(Code that builds pages)

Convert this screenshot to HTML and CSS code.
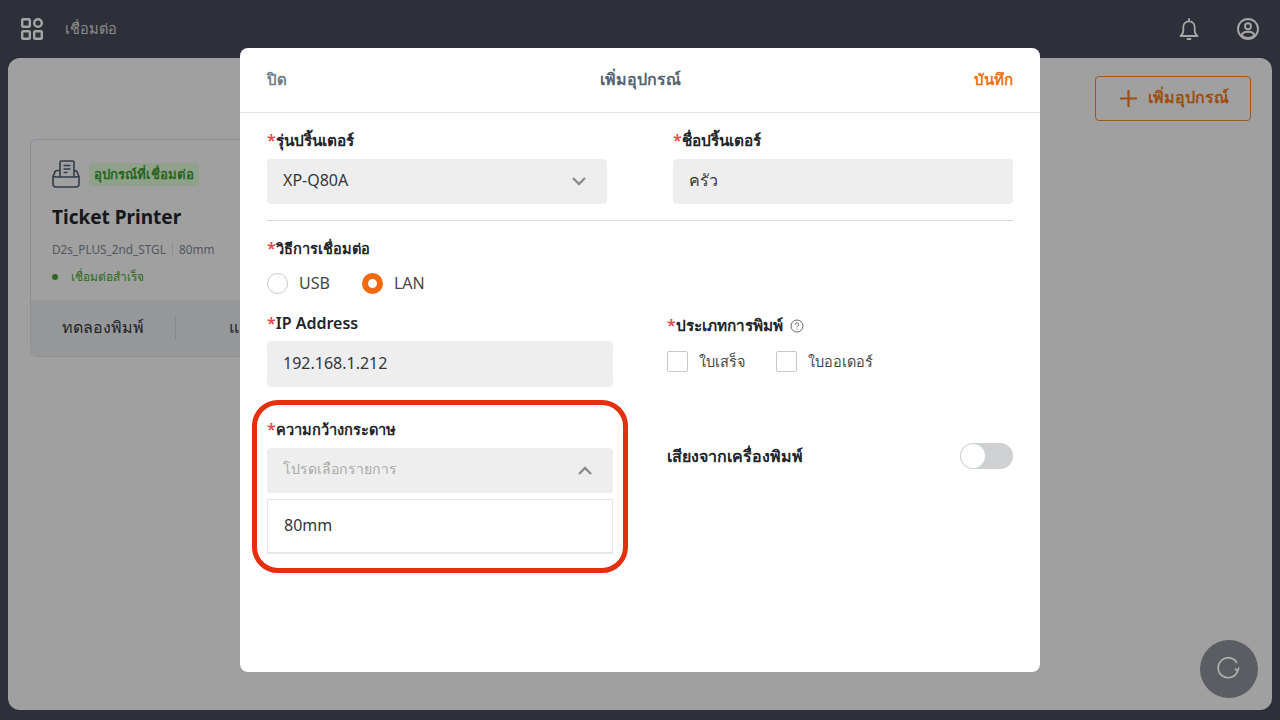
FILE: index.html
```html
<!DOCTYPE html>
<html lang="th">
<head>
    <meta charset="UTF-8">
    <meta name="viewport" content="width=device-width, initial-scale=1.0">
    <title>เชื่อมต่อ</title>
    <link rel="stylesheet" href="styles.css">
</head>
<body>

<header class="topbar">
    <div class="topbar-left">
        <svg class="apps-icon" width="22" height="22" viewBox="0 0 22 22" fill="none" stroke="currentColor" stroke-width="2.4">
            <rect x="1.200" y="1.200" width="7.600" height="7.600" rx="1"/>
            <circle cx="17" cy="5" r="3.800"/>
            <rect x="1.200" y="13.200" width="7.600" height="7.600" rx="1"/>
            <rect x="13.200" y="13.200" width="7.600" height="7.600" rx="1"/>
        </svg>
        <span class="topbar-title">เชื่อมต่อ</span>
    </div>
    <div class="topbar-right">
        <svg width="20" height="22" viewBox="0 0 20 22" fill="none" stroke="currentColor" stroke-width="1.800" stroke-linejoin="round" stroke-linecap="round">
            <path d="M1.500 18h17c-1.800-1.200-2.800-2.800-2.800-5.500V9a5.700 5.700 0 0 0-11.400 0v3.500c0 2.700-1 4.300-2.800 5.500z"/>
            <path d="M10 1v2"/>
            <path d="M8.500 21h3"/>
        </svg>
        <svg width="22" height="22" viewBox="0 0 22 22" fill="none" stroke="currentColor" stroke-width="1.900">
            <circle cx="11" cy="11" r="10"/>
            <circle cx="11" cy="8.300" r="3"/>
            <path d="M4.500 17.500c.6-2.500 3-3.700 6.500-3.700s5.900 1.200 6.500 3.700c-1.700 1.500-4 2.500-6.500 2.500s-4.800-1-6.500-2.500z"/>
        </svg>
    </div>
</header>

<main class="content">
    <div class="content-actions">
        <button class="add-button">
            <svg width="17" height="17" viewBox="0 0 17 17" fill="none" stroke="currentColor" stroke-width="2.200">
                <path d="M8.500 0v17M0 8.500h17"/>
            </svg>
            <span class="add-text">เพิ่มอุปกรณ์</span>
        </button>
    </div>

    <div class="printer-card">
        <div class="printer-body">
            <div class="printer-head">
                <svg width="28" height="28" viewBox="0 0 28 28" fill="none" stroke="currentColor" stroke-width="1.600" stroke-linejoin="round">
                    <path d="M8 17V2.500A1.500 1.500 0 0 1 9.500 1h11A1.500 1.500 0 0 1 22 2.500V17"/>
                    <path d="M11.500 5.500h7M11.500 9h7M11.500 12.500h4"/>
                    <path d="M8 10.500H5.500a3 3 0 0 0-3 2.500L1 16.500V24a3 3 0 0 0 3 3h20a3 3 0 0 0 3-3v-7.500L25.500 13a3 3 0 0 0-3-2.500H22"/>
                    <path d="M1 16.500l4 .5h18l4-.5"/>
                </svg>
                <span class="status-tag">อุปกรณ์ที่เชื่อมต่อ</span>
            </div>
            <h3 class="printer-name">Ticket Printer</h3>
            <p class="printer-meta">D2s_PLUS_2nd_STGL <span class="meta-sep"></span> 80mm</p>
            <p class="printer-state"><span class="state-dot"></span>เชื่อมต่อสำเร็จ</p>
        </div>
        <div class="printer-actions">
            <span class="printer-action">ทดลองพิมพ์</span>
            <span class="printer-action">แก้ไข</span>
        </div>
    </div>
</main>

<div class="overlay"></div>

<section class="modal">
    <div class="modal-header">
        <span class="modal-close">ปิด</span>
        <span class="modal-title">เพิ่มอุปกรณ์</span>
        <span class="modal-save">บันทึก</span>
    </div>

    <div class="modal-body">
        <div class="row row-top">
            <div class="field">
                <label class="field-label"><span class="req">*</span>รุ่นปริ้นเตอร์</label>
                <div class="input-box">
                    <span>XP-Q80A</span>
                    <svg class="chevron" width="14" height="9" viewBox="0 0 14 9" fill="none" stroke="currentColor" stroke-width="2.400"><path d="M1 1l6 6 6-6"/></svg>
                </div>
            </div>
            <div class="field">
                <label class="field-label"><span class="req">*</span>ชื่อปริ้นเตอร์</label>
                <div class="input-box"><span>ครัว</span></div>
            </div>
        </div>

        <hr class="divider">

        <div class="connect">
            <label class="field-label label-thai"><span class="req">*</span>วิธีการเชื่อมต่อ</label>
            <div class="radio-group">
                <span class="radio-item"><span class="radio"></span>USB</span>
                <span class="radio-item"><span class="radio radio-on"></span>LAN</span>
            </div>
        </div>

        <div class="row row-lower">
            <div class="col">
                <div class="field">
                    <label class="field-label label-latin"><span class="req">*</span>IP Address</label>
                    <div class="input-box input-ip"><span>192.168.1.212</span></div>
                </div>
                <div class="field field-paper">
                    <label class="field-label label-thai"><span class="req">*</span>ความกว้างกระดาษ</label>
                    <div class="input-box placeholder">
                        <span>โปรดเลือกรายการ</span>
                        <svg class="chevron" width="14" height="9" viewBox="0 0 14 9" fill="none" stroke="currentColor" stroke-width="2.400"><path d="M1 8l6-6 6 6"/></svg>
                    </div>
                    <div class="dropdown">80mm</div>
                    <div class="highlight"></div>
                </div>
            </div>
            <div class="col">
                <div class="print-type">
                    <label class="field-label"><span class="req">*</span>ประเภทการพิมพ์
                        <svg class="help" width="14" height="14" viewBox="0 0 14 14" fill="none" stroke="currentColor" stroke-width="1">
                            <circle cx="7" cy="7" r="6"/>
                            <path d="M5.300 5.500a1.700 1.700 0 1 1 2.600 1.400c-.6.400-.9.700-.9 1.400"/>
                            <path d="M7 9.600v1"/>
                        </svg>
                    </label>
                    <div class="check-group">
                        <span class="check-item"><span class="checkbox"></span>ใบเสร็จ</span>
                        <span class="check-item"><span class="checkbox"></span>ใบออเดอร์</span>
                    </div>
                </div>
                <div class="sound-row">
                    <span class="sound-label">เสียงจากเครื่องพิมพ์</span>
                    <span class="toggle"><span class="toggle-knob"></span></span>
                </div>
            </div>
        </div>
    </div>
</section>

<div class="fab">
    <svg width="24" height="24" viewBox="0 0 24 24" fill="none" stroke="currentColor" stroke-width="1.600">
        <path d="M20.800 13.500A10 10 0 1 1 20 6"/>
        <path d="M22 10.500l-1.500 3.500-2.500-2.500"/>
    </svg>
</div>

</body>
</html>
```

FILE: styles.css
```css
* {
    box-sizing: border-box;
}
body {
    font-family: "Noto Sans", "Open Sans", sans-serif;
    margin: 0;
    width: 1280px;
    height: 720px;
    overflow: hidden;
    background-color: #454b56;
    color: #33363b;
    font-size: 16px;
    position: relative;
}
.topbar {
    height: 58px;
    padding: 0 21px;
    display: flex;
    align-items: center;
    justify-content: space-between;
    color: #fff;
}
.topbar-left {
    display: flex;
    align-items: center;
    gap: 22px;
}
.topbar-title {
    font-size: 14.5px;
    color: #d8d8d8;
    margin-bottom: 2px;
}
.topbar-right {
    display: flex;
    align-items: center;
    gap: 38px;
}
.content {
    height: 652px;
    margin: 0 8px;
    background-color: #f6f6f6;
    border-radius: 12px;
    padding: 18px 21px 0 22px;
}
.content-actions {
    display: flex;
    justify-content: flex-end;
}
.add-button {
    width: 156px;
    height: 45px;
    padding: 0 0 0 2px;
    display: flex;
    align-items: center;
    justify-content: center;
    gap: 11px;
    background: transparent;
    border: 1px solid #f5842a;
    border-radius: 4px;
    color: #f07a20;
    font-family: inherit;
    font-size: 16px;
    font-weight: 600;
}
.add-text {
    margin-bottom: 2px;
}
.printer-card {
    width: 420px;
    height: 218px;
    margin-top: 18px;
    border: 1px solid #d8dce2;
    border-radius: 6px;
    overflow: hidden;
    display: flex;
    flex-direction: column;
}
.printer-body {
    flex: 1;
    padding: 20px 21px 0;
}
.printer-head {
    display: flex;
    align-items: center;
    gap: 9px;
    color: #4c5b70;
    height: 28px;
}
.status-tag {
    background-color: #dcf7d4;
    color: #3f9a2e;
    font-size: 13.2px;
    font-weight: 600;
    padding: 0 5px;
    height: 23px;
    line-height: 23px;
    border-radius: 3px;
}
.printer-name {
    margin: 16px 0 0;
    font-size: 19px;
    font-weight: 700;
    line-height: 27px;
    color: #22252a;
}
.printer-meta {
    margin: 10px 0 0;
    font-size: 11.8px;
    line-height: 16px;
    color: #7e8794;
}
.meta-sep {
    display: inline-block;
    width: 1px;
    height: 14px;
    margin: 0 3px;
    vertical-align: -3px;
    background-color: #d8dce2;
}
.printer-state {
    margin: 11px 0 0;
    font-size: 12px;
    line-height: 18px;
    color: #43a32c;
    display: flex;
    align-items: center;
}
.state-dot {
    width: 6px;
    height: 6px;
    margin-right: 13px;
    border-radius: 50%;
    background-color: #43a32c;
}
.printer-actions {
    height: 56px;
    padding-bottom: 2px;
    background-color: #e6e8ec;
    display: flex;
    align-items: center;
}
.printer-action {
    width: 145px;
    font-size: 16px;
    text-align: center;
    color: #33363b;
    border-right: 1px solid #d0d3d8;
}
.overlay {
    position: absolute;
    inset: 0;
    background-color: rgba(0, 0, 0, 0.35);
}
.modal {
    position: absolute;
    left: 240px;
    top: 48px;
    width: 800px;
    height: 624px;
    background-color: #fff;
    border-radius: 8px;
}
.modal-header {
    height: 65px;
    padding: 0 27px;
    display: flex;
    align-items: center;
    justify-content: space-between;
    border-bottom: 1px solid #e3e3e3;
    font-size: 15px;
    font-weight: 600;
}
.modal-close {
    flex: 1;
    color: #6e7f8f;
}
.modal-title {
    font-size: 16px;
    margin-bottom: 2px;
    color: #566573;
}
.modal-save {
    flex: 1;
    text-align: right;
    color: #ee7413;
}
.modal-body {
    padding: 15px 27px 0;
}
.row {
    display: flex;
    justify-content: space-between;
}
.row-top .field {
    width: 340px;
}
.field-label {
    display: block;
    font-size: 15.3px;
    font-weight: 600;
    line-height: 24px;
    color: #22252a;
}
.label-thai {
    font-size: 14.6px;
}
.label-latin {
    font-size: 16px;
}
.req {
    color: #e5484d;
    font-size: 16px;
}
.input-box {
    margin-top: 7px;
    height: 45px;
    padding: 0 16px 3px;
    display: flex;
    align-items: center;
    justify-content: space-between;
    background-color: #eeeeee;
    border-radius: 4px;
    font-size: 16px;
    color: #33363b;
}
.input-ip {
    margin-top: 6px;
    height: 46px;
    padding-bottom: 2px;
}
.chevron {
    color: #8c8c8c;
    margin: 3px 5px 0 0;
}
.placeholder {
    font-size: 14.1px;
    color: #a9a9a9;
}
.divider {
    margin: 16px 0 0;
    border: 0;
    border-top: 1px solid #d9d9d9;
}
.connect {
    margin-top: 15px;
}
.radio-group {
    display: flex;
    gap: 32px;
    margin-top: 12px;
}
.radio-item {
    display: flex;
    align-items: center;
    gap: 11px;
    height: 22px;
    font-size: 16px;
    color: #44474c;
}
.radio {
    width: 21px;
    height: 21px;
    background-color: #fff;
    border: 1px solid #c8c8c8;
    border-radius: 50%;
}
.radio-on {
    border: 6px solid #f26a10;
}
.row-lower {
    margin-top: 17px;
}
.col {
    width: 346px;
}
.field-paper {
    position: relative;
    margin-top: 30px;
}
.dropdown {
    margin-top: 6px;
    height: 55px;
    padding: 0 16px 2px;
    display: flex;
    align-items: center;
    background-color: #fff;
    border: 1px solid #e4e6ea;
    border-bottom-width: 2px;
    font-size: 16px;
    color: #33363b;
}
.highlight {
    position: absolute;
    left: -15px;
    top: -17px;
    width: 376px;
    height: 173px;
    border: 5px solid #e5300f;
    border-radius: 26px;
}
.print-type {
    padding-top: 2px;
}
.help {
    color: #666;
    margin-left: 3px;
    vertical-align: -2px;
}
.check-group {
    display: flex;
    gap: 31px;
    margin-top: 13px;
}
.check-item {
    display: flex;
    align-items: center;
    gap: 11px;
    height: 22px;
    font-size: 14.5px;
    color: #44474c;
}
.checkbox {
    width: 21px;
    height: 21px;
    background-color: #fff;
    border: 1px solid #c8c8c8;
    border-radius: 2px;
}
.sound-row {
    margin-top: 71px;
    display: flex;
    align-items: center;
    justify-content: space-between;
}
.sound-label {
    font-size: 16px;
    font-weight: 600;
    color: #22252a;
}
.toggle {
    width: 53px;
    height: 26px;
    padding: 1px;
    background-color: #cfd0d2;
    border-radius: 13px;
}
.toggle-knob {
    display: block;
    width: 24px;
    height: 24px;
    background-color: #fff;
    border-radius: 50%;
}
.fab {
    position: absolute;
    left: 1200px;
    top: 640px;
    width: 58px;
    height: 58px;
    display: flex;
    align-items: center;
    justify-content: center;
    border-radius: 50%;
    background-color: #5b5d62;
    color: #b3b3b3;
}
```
---
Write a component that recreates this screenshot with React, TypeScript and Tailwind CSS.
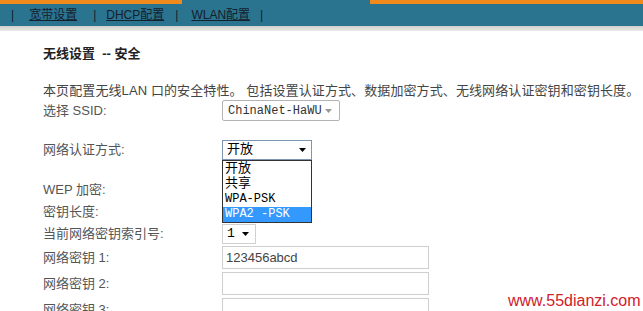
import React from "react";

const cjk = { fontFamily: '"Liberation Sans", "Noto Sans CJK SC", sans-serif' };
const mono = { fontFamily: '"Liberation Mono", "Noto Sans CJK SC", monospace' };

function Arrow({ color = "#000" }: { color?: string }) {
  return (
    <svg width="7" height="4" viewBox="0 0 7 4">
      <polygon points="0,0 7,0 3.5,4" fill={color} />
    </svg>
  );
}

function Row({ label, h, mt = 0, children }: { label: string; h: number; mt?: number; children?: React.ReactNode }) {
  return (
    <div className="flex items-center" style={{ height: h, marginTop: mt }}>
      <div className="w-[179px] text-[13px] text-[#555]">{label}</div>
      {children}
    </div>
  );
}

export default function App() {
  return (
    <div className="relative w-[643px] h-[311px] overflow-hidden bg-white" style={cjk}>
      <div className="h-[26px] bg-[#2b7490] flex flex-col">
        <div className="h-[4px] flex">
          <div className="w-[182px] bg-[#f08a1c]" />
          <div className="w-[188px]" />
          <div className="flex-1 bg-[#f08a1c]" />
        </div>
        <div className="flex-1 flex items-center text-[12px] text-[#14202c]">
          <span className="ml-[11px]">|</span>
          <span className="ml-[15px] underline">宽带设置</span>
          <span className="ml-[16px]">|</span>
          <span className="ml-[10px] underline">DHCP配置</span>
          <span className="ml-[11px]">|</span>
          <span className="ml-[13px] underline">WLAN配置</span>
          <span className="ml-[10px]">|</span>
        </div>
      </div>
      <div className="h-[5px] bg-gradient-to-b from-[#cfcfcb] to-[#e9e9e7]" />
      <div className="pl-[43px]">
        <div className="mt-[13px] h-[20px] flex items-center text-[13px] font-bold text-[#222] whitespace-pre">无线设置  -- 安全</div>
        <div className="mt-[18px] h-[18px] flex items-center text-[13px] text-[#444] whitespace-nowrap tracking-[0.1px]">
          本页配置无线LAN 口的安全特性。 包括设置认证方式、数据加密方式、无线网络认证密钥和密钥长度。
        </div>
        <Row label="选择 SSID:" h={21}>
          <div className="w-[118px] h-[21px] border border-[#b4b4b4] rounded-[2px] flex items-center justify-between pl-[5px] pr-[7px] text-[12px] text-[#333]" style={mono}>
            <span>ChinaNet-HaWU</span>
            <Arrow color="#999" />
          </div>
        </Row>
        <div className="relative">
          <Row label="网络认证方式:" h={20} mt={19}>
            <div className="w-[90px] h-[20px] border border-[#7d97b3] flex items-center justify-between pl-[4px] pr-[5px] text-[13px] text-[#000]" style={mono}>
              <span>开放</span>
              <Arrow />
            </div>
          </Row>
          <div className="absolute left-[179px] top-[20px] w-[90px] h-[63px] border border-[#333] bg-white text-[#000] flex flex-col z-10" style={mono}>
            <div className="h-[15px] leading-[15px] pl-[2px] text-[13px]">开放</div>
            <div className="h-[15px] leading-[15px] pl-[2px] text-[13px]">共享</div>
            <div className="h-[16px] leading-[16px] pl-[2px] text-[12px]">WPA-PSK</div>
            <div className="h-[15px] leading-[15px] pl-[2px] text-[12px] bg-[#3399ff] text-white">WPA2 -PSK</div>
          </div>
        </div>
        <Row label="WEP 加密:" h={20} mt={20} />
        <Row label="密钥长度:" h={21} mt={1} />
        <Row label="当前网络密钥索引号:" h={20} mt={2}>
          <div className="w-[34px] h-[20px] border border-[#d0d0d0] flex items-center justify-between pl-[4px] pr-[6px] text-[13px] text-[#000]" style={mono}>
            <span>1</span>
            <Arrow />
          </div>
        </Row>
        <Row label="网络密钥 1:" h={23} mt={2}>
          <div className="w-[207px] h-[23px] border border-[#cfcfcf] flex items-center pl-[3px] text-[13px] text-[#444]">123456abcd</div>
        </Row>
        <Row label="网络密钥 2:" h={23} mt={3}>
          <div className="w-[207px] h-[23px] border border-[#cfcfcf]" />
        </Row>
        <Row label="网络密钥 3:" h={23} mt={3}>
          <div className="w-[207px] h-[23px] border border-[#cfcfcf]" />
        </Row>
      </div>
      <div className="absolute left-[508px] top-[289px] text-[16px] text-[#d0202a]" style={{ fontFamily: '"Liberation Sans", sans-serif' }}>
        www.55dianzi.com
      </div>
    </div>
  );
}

#### What you will do:
Copy all the lines above that hold the string "this".

#### Response:
Convert this screenshot to HTML and CSS code.
Write a component that recreates this screenshot with React, TypeScript and Tailwind CSS.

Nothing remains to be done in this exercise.